Intelligencer/Wheeling News-Register photo by Casey Junkins Chelsea Carr plays the Golden Goddess Limited Video Lottery game at Undo’s in Benwood.
Intelligencer/Wheeling News-Register photo by Casey Junkins
Chelsea Carr plays the Golden Goddess Limited Video Lottery game at Undo’s in Benwood.

WHEELING, W.Va. — Citing the need to increase revenue in the face of escalating costs, members of the West Virginia Amusement & Limited Video Lottery Association want the right to operate seven slot machines at each outlet instead of just five.

State Senate Minority Leader Jeff Kessler, D-Marshall, believes the operators have a point, so he introduced that is now slated for review by the Senate Judiciary Committee.

“The numbers we picked in the early 2000s were just arbitrary numbers,” Kessler said of the 2001 Limited Video Lottery Act that established the limit of five machines per outlet. “Some clubs may have five machines and don’t have room for all their customers. Some clubs may have five machines, but only two or three get played.”

Anthony “Herk” Sparachane is both president of the LVL association and co-owner of Wheeling Coin LLC, which operates 375 of the 7,137 machines now running across the Mountain State.

“Adding two more machines to prime locations would make the state millions of dollars,” he said. “An estimated 933 machines are in warehouses and the state is not making a penny.”

The 2001 LVL act outlawed the pre-existing “gray machines” found throughout West Virginia at the time. The original 10-year licenses for about 9,000 machines expired in 2011. Operators paid an average of $9,200 in 2011 for new permits to operate each machine. Sparachane said there are roughly 8,070 total machines, but only the 7,137 are running.

The West Virginia Lottery Commission treats limited video lottery machines – found in many local restaurants, bars and fraternal organization establishments – differently than those found at Wheeling Island Hotel-Casino-Racetrack or Mountaineer Casino, Racetrack and Resort. Chief among the differences is the tax rate imposed on the machines, as the state imposes that 52 percent tax rate on limited video lottery but only a 42 percent rate on devices at the tracks.

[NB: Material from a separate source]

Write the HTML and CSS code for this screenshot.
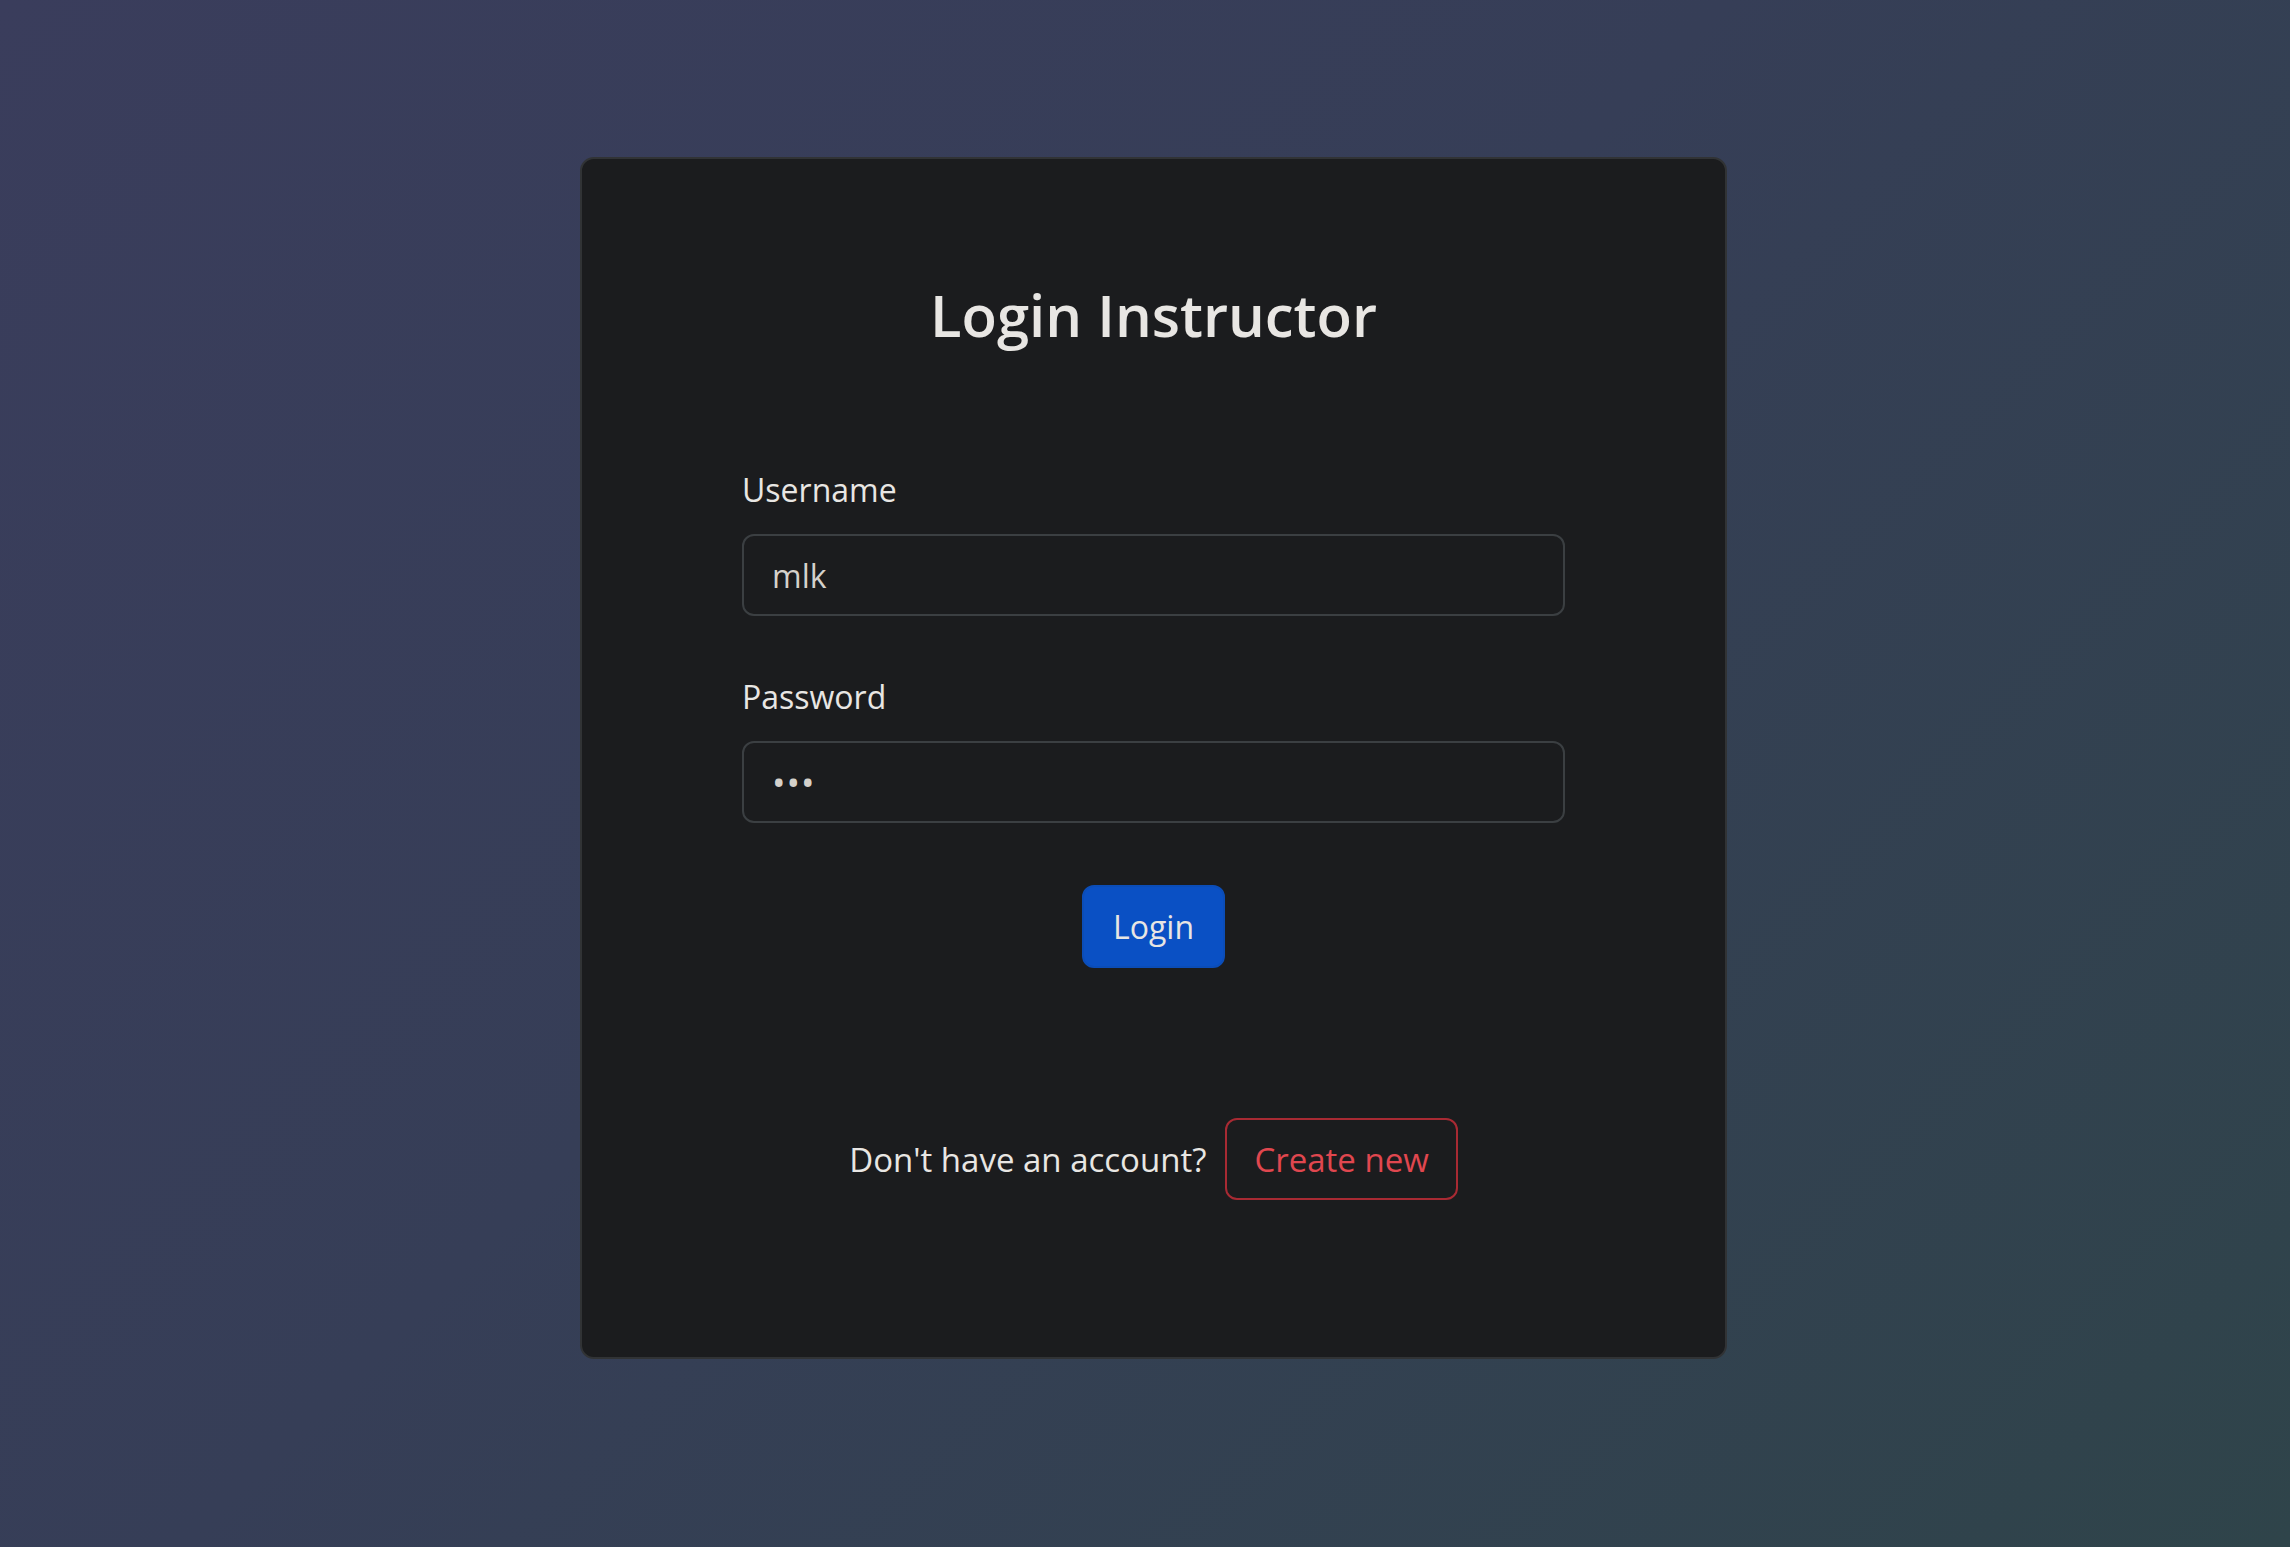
FILE: index.html
```html
<!DOCTYPE html>
<html lang="en">
<head>
<meta charset="utf-8">
<title>Login Instructor</title>
<link rel="stylesheet" href="styles.css">
</head>
<body>
<main class="page">
  <section class="card">
    <h1 class="title">Login Instructor</h1>
    <form class="form">
      <label class="label" for="username">Username</label>
      <input class="field" id="username" type="text" value="mlk">
      <label class="label label-second" for="password">Password</label>
      <input class="field field-password" id="password" type="password" value="abc">
      <div class="actions">
        <button class="btn btn-primary" type="button">Login</button>
      </div>
    </form>
    <div class="signup">
      <span class="signup-text">Don't have an account?</span>
      <button class="btn btn-outline" type="button">Create new</button>
    </div>
  </section>
</main>
</body>
</html>
```

FILE: styles.css
```css
* { box-sizing: border-box; }
html, body { margin: 0; padding: 0; }
body {
  width: 2290px;
  height: 1547px;
  overflow: hidden;
  background: linear-gradient(135deg, #3a3d5c 0%, #363e57 45%, #2f444a 100%);
  font-family: "Open Sans", "Noto Sans", sans-serif;
  color: #e8e6e3;
}
.page {
  padding-top: 157px;
  padding-left: 580px;
}
.card {
  width: 1147px;
  height: 1202px;
  background: #1b1c1e;
  border: 2px solid #313335;
  border-radius: 14px;
  padding: 121px 160px 0;
  display: flex;
  flex-direction: column;
}
.title {
  margin: 0;
  text-align: center;
  font-size: 58px;
  line-height: 70px;
  font-weight: 600;
  color: #e8e6e3;
}
.form {
  display: flex;
  flex-direction: column;
  margin-top: 120px;
}
.label {
  font-size: 32px;
  line-height: 40px;
  color: #e8e6e3;
  margin-bottom: 24px;
}
.label-second { margin-top: 61px; }
.field {
  height: 82px;
  width: 100%;
  background: #1b1c1e;
  border: 2px solid #3b3f42;
  border-radius: 12px;
  padding: 0 28px;
  font-family: inherit;
  font-size: 32px;
  color: #d5d1cb;
  outline: none;
}
.field-password {
  font-size: 36px;
  letter-spacing: 1px;
}
.actions {
  display: flex;
  justify-content: center;
  margin-top: 62px;
}
.btn {
  font-family: inherit;
  font-size: 32px;
  height: 83px;
  border-radius: 12px;
  cursor: pointer;
}
.btn-primary {
  background: #0a50c4;
  border: 2px solid #0b4db8;
  color: #e8e6e3;
  padding: 0 29px;
}
.signup {
  display: flex;
  justify-content: center;
  align-items: center;
  gap: 19px;
  margin-top: 150px;
}
.signup-text {
  font-size: 33px;
  color: #e8e6e3;
}
.btn-outline {
  background: transparent;
  border: 2px solid #a82a33;
  color: #e0474f;
  font-size: 33px;
  padding: 0 27px;
  height: 82px;
}
```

Unlike fraternal organizations, which are permitted to run 10 machines, clubs and bars are only allowed five at this time.

Profits from video lottery go toward state tourism, education and programs for senior citizens. Excess funds are used to provide college scholarships, including the PROMISE Scholarship, and support economic development bonds.

Sparachane said several operators are struggling to stay open, citing an increase in the state’s minimum wage. He also said the lottery commission only took 33 percent of the revenue in 2001 – when minimum wage was nearly $3 less – opposed to the current 52 percent.

“Failure to pass this bill will start a decline in revenue, which doesn’t make any sense,” Sparachane said. “We had 1,700 retailers at one time. We now have 1,423.”

Kessler said he is not sure how much traction the bill will gain before the Legislature’s session ends March 14.

“This would be a pro-business initiative,” he said.